From a medical student: There is a different problem coming up with the production of more physicians. There are more new medical schools opening and existing medical schools are increasing class sizes…but the number of residencies has barely moved in decades. Residencies are funded through Medicare and the number of them is determined by appropriation bills in congress. There are some privately-funded residencies being created, but a lot of those are hideously low quality and being used as a source of indentured servitude by for-profit health groups like HCA. (They won’t even hire their own graduates from their emergency medicine residencies because the quality of the training is so poor.)
And if you don’t complete a residency, you can’t practice independently.
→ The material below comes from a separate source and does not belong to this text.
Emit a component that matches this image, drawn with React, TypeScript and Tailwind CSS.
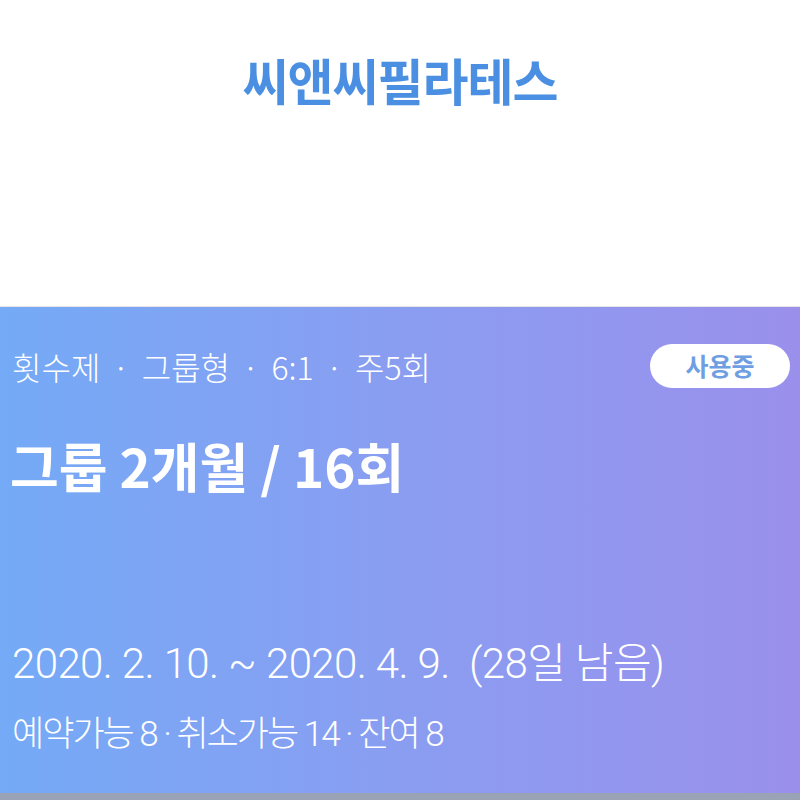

You have to have a board certification from an accredited residency to be able to practice medicine, and the only alternatives are working under supervision like a PA/NP…or working for the insurance companies. And you still have a mortgage’s worth of student loans to pay off.
A lot of the doctors working for the insurance companies are ones that couldn’t get into residencies or ones that have not kept up with continuing medical education and likely do not have active board certification anymore.
Agree, these are serious problems. I did consider going in to medicine, but realized that after taking on, like you say, a mortgage payment in student loan debt and spending years making little to no money in school, residencies, and internships, that the “doctors” salary was not that high after all. Rather you’ll spend your first several years playing catch up and paying off debt. Not to mention the hours…
The Biden SAVE plan actually made a massive change that makes it a lot more viable, especially if you do the PSLF program. It’s set up so that if you’re on an income-driven repayment plan, any interest not covered by your payment does not capitalize. So you might not make any progress on the principal of the loan while you’re in residency, but it won’t spiral out of control and the reduced payments count towards the 120 PSLF payments. I’m planning on doing a 3 year residency at minimum, maybe more, and probably a fellowship as well, so I’ll have 5 years of reduced payments, and then I’ll be working in non-profit community/county hospitals after that so I’ll be able to use PSLF. Running the numbers, I think the government will be eating about $275k-$300k of my loans.
My father-in-law always grunts “socialism something something” whenever I mention supporting a universal healthcare system. Of course, he does that while being on Medicare.
The part I find most puzzling is we just elected a guy who wants to repeal Obamacare along with a lot of other corporate regulations…… this country amazes me
A lot of those voters are on Medicare. They aren’t clued into the fact that Trump and a lot of his (real) base would love to completely gut Medicare and Social Security.